Project description:The historically developed practice of learning to play a music instrument from notes instead of by imitation or improvisation makes it possible to contrast two types of skilled musicians characterized not only by dissimilar performance practices, but also disparate methods of audiomotor learning. In a recent fMRI study comparing these two groups of musicians while they either imagined playing along with a recording or covertly assessed the quality of the performance, we observed activation of a right-hemisphere network of posterior superior parietal and dorsal premotor cortices in improvising musicians, indicating more efficient audiomotor transformation.

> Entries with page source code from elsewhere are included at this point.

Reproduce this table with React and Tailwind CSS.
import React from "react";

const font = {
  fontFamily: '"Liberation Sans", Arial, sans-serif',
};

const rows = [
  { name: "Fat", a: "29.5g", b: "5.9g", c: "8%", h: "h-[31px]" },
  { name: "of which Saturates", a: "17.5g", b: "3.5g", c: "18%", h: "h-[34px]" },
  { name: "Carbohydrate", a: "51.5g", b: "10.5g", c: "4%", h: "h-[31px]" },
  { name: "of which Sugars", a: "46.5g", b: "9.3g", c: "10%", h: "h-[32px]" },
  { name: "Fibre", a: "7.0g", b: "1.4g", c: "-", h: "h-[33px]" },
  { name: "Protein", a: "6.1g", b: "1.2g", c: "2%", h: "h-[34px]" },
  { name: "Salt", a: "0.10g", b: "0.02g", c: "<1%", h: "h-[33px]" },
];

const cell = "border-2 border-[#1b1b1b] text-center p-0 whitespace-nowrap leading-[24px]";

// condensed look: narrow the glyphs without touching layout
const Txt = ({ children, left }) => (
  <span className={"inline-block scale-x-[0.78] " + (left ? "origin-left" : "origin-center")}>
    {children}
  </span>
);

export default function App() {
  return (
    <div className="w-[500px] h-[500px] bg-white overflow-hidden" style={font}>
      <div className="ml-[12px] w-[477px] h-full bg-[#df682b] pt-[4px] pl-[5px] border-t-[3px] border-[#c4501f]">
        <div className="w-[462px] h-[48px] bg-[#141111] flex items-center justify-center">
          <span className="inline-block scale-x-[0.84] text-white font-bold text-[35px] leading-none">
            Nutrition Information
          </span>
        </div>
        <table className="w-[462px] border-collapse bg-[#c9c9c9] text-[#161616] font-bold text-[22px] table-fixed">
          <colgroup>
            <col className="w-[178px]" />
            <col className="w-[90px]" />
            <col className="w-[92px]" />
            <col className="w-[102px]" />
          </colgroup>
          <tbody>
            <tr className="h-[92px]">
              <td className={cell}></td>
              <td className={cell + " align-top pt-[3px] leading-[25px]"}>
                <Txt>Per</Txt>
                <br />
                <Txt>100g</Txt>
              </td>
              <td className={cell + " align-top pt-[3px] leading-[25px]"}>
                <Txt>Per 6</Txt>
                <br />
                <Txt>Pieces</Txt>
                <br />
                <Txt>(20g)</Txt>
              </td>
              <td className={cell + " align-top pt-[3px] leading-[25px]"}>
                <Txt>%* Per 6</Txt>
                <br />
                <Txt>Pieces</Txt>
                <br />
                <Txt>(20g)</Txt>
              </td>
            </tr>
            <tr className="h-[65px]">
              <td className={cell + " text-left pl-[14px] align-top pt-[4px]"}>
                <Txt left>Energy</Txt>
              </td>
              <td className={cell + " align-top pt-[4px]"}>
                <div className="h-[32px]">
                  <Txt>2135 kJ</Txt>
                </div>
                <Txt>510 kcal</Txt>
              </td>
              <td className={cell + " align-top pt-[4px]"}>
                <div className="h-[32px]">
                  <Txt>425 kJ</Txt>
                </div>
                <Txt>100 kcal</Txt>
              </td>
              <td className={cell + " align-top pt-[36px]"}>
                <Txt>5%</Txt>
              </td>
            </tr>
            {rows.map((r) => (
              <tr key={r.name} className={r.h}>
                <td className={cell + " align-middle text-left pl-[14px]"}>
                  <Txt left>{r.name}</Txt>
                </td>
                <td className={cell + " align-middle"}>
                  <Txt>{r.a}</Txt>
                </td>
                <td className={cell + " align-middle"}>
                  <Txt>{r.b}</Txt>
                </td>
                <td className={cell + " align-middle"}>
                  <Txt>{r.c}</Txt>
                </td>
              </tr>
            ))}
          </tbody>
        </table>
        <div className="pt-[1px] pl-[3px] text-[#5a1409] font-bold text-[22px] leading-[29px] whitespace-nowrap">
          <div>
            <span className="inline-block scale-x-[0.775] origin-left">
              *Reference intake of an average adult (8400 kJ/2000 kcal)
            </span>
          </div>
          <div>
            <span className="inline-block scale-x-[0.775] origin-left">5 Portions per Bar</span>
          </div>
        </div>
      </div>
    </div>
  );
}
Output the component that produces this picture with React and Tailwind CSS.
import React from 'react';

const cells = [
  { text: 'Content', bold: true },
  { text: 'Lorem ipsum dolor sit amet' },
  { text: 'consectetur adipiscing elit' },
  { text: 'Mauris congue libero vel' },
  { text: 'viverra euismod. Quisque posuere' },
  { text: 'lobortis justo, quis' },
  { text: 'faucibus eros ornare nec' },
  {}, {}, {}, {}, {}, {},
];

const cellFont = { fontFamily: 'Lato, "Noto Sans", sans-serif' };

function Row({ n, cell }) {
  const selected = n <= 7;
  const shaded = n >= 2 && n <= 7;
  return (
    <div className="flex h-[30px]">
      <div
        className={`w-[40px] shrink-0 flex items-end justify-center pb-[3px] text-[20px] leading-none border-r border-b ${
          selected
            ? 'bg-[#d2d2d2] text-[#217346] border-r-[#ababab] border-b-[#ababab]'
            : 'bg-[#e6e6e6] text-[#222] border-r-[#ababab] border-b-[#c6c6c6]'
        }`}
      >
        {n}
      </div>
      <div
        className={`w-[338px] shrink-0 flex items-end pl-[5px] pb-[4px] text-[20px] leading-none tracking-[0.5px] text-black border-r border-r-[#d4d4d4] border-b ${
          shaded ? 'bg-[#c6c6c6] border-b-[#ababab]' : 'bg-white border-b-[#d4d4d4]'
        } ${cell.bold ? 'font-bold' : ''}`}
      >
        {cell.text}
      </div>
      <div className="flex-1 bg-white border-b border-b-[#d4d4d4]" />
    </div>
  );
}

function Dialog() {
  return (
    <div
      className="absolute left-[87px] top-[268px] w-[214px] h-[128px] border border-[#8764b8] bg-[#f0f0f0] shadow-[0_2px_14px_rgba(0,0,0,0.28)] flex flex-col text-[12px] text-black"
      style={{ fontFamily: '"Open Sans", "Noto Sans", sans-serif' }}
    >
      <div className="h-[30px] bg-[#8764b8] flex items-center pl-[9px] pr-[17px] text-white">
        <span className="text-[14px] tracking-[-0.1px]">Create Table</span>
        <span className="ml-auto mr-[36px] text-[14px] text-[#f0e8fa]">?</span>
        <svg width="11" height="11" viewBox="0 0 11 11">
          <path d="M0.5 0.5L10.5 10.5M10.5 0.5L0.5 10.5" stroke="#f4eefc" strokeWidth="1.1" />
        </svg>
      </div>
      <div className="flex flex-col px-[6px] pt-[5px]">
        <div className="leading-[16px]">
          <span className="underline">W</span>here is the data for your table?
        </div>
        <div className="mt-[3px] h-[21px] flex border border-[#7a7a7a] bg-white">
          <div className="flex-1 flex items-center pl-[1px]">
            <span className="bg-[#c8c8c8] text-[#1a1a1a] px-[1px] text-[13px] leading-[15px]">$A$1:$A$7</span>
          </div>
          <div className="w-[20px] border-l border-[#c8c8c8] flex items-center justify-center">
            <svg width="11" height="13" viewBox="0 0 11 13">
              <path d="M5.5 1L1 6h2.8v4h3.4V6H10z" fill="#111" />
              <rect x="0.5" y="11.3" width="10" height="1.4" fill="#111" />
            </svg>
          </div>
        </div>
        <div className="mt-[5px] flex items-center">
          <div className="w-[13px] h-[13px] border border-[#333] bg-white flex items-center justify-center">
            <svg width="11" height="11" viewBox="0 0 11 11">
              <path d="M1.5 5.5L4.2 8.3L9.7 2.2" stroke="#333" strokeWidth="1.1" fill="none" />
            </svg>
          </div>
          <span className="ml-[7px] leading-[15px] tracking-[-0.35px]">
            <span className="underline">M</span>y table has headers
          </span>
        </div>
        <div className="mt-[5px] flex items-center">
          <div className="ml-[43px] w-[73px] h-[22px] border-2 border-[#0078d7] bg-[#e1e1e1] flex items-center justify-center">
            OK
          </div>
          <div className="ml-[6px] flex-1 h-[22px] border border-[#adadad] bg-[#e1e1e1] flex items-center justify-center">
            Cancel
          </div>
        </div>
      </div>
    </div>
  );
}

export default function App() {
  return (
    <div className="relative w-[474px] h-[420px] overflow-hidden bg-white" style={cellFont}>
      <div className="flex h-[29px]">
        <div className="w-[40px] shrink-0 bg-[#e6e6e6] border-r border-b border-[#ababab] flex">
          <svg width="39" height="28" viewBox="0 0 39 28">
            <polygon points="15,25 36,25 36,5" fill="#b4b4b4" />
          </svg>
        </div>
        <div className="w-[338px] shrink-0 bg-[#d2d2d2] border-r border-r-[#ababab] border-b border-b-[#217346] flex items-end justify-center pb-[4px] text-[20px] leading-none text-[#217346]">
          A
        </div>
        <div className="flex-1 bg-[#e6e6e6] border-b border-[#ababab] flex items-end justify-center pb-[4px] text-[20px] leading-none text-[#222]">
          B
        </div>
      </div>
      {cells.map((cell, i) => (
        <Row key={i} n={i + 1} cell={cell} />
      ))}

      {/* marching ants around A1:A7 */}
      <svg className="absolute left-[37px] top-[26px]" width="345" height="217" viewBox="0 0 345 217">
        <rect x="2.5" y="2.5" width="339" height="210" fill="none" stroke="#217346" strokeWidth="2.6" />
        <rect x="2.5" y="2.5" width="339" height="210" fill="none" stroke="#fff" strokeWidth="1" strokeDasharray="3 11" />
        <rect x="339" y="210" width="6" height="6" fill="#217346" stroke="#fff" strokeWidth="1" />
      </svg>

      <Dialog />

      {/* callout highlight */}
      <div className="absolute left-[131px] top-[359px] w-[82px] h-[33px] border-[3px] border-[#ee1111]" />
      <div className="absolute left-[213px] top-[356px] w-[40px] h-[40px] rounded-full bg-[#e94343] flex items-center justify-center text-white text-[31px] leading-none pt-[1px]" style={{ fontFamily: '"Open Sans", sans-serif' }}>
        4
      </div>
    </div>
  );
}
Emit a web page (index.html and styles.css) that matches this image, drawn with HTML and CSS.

In the present study, we investigated the detailed performance characteristics underlying the ability of both groups of musicians to replicate music on the basis of aural perception alone. Twenty-two classically-trained improvising and score-dependent musicians listened to short, unfamiliar two-part excerpts presented with headphones. They played along or replicated the excerpts by ear on a digital piano, either with or without aural feedback. In addition, they were asked to harmonize or transpose some of the excerpts either to a different key or to the relative minor. MIDI recordings of their performances were compared with recordings of the aural model. Concordance was expressed in an audiomotor alignment score computed with the help of music information retrieval algorithms. Significantly higher alignment scores were found when contrasting groups, voices, and tasks. The present study demonstrates the superior ability of improvising musicians to replicate both the pitch and rhythm of aurally perceived music at the keyboard, not only in the original key, but also in other tonalities. Taken together with the enhanced activation of the right dorsal frontoparietal network found in our previous fMRI study, these results underscore the conclusion that the practice of improvising music can be associated with enhanced audiomotor transformation in response to aurally perceived music.